On their previous releases, Chicago’s the M’s sounded like the second coming of Marc Bolan, but instead of playing songs about Jeeps, he played songs from the Ray Davies songbook. On their third album, Real Close Ones, the band sound beholden to a different genre all together: psychedelia, but not the Beatles brand, the Dave Fridmann/Flaming Lips brand (which coincidentally, borrows heavily from the pomp and circumstance of glam). And while the genre switch isn’t like switching from neo-soul to Norwegian black metal, the band both succeeds and struggles with the transition.


The album opens with fuzzed-out rocker, “Big Sound,” the track that launches the M’s new aesthetic: high-strung vocals sung underneath tape-hiss-heavy instrumentation that sounds half like Dr. Dog and the other half Elf Power. The track personifies everything the band gets right about psychedelia (the vocals that sound like they’re sung from deep inside a tie-dye shirt, the happy but disorienting riffs) without sounding like a mere tribute act. Ditto for the ambling “Get Your Shit Together” (a song way better than the title would suggest), the Blitzen Trapper-like “Naked,” and the stomping “Bros in Arms.”     


When the band struggle to make their new genre compelling, the results are pretty unmoving. The slow waltz and tempered dynamics of “Breakfast Score” refuse to connect, leading into the Soft Bulletin-sounding “Pigs Fly,” which builds and dissipates over its three minutes without going anywhere. On the album’s worst track, “Impossible View,” the M’s cease sounding like a revived Elf Power for one track in order to sound like a Guess Who tribute band.
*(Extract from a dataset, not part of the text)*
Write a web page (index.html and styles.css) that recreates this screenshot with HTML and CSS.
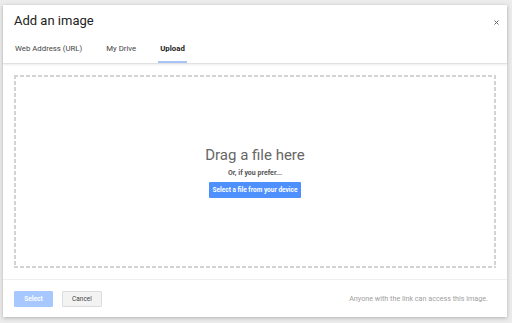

On their self-titled debut (released on Brilliante in 2004), the M’s sounded like a tentative group of glam-rock imitators, and on their 2006 follow-up, Future Women, the band were more self-assured in their conquering of the glam-rock pastiche. The move into their new genre is nothing but a status assurer; they do nothing here that stretches them beyond what they've already done. On Real Close Ones, the M’s sound like a slightly older version of the band that made their first album. Sure they’re really good, but they're too pensive to make the step up to the big leagues.